NO WRITER ATTRIBUTED

When Professor George Pierce Baker left Harvard in 1925, taking with him to Yale the famous English 47, a course in playwriting, and his "47 Workshop," which produced many of the plays written in the course, Harvard reaffirmed its policy of only theoretical training for undergraduates. The loss of one of the greatest teachers of the drama was a high price to pay that the policy might be upheld, yet it was paid because Professor Baker's too-practical methods of training did not jibe with the theoretical approach of the University.

At Professor Baker's departure, the Harvard Dramatic Club, which had run concurrently with the "Workshop" from its inception in 1908, took up the practical aspect of Harvard's theatrical burden. Because the practical dramatic training it offers is extra-curricular in nature, the Club has met with little of the hostility accorded by University Hall to the "Workshop." It has produced consistently creditable plays despite many great obstacles, and if its present rate of growth continues, the Club bids fair to revive Harvard's great dramatic tradition, and to restore the University to its former position as the foremost theatrical college in the country.

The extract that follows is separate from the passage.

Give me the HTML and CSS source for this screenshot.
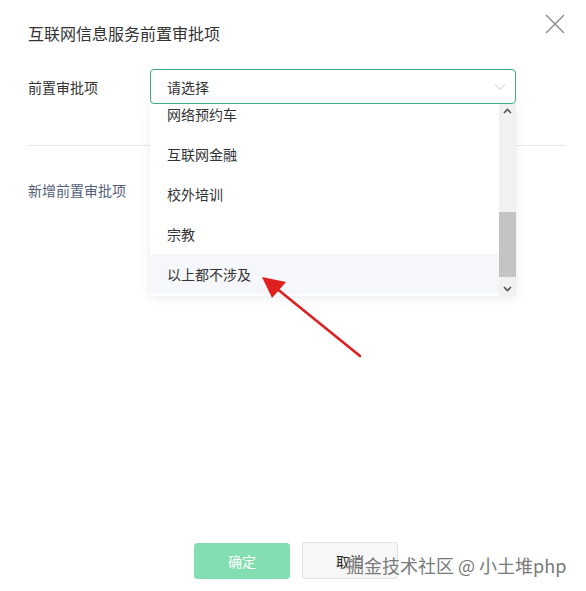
FILE: index.html
```html
<!DOCTYPE html>
<html lang="zh">
<head>
<meta charset="utf-8">
<link rel="stylesheet" href="styles.css">
</head>
<body>
<div class="dialog">
  <div class="header">
    <div class="title">互联网信息服务前置审批项</div>
    <svg class="close" width="22" height="22" viewBox="0 0 22 22"><path d="M2 2 L20 20 M20 2 L2 20" stroke="#8a8a8a" stroke-width="1.4" fill="none"/></svg>
  </div>
  <div class="form-row">
    <div class="label">前置审批项</div>
    <div class="select">
      <span class="placeholder">请选择</span>
      <svg class="chev" width="12" height="8" viewBox="0 0 12 8"><path d="M1 1.5 L6 6.5 L11 1.5" stroke="#c8c8c8" stroke-width="1" fill="none"/></svg>
    </div>
  </div>
  <div class="divider"></div>
  <div class="add-link">新增前置审批项</div>
  <div class="footer">
    <button class="btn btn-primary">确定</button>
    <button class="btn btn-default">取消</button>
  </div>

  <div class="dropdown">
    <div class="options">
      <div class="option">网络预约车</div>
      <div class="option">互联网金融</div>
      <div class="option">校外培训</div>
      <div class="option">宗教</div>
      <div class="option hover">以上都不涉及</div>
    </div>
    <div class="scrollbar">
      <svg class="sb-arrow" width="17" height="14" viewBox="0 0 17 14"><path d="M5 9 L8.5 5.5 L12 9" stroke="#555" stroke-width="1.6" fill="none"/></svg>
      <div class="sb-track"><div class="sb-thumb"></div></div>
      <svg class="sb-arrow" width="17" height="14" viewBox="0 0 17 14"><path d="M5 5 L8.5 8.5 L12 5" stroke="#555" stroke-width="1.6" fill="none"/></svg>
    </div>
  </div>

  <svg class="arrow" width="110" height="90" viewBox="0 0 110 90">
    <path d="M104 82 L20 14" stroke="#e01f1f" stroke-width="2.6" fill="none" stroke-linecap="round"/>
    <path d="M6 3 L30 8 L16 24 Z" fill="#e01f1f"/>
  </svg>

  <div class="watermark">掘金技术社区 @ 小土堆php</div>
</div>
</body>
</html>
```
FILE: styles.css
```css
* { box-sizing: border-box; }
html, body { margin: 0; padding: 0; background: #fff; }
body {
  font-family: "Noto Sans CJK SC", "Noto Sans", sans-serif;
  color: #333;
  width: 586px;
  height: 591px;
  overflow: hidden;
}
.dialog {
  position: relative;
  width: 586px;
  height: 591px;
}
.header {
  display: flex;
  justify-content: space-between;
  align-items: flex-start;
  padding: 13px 20px 0 28px;
}
.title {
  font-size: 16px;
  line-height: 22px;
  margin-top: 9px;
  color: #333;
}
.close { display: block; }
.form-row {
  display: flex;
  align-items: center;
  padding: 0 70px 0 28px;
  margin-top: 25px;
}
.label {
  width: 122px;
  font-size: 14px;
  color: #333;
}
.select {
  flex: 1;
  height: 35px;
  border: 1px solid #3eb07f;
  border-radius: 4px;
  display: flex;
  align-items: center;
  justify-content: space-between;
  padding: 0 9px 0 16px;
}
.placeholder { font-size: 14px; color: #333; }
.chev { display: block; }
.divider {
  height: 1px;
  background: #e8e8e8;
  margin: 41px 21px 0 28px;
}
.add-link {
  font-size: 14px;
  line-height: 20px;
  color: #56627a;
  margin: 34px 0 0 28px;
}
.footer {
  display: flex;
  gap: 12px;
  padding-left: 194px;
  margin-top: 343px;
}
.btn {
  width: 96px;
  height: 36px;
  border-radius: 3px;
  font-family: inherit;
  font-size: 14px;
  padding: 0;
}
.btn-primary {
  background: #83dfb1;
  border: 1px solid #83dfb1;
  color: #fff;
}
.btn-default {
  background: #f7f7f7;
  border: 1px solid #e2e2e2;
  color: #222;
  height: 37px;
  margin-top: -1px;
}
.dropdown {
  position: absolute;
  left: 150px;
  top: 104px;
  width: 366px;
  height: 192px;
  background: #fff;
  display: flex;
  box-shadow: 0 2px 10px rgba(0,0,0,0.08);
  overflow: hidden;
}
.options {
  flex: 1;
  margin-top: -10px;
}
.option {
  height: 40px;
  line-height: 40px;
  padding-left: 17px;
  font-size: 14px;
  color: #333;
}
.option.hover { background: #f5f7fa; }
.scrollbar {
  width: 17px;
  display: flex;
  flex-direction: column;
  background: #f1f1f1;
}
.sb-arrow { display: block; }
.sb-track {
  flex: 1;
  display: flex;
  flex-direction: column;
  justify-content: flex-end;
  padding-bottom: 5px;
}
.sb-thumb {
  height: 65px;
  background: #c4c4c4;
}
.arrow {
  position: absolute;
  left: 256px;
  top: 274px;
}
.watermark {
  position: absolute;
  left: 346px;
  top: 552px;
  font-size: 18px;
  line-height: 26px;
  color: #7a7a7a;
  text-shadow: 0 0 2px #fff;
  white-space: nowrap;
}
```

There is, nevertheless, a widespread feeling that the University itself is neglecting those of its students who are genuinely interested in the drama. Although there are several excellent Comparative Literature courses dealing with the drama, such as Comparative Literature 4, which treats of Ibsen and the Modern Drama, and English 53, the English Drama from 1780-1890, it must be admitted that courses in Franch and American drama are at a premium. Nor is there, in the Department of Fine Arts, any instruction for those who may care to study the theory of stage design and lighting effects.

But most serious of all, is the fact that there is not a single course in playwriting in the entire English Department. To be sure, English A-4 provides "instruction in playwriting for those who desire it," yet such instruction is of an incidental nature, and the main emphasis of the course is not upon the technique of the drama. Furthermore, the enrollment of the course is strictly limited. In all other English composition courses, special emphasis is placed upon the short story or other literary forms, and instruction in playwriting, if given at all, plays an unimportant part.

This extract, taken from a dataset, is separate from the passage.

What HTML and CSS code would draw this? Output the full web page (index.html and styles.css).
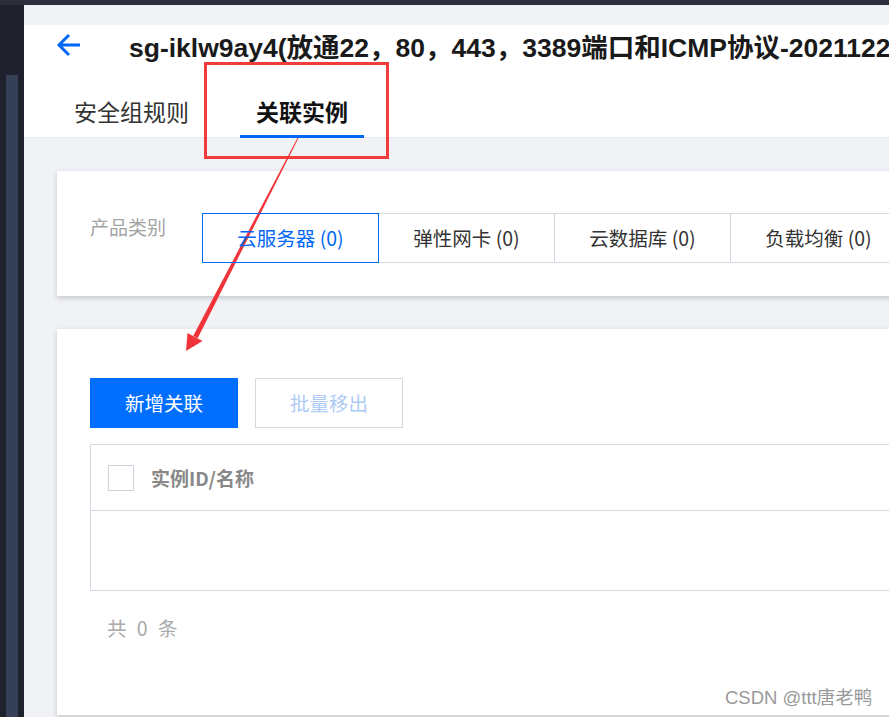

The problem, then, centers about the fact that there is a shortage of literary courses dealing with the drama, that there are no courses in the Art Department dealing exclusively with stage design, and that there are no courses in the English Department which give exclusive instruction in playwriting. What may be done to effect a reconciliation of the University's policy of not providing manual instruction in undergraduate courses, and the growing demand for a broadening of scope in the study of the drama, will be discussed in the second of these editorials.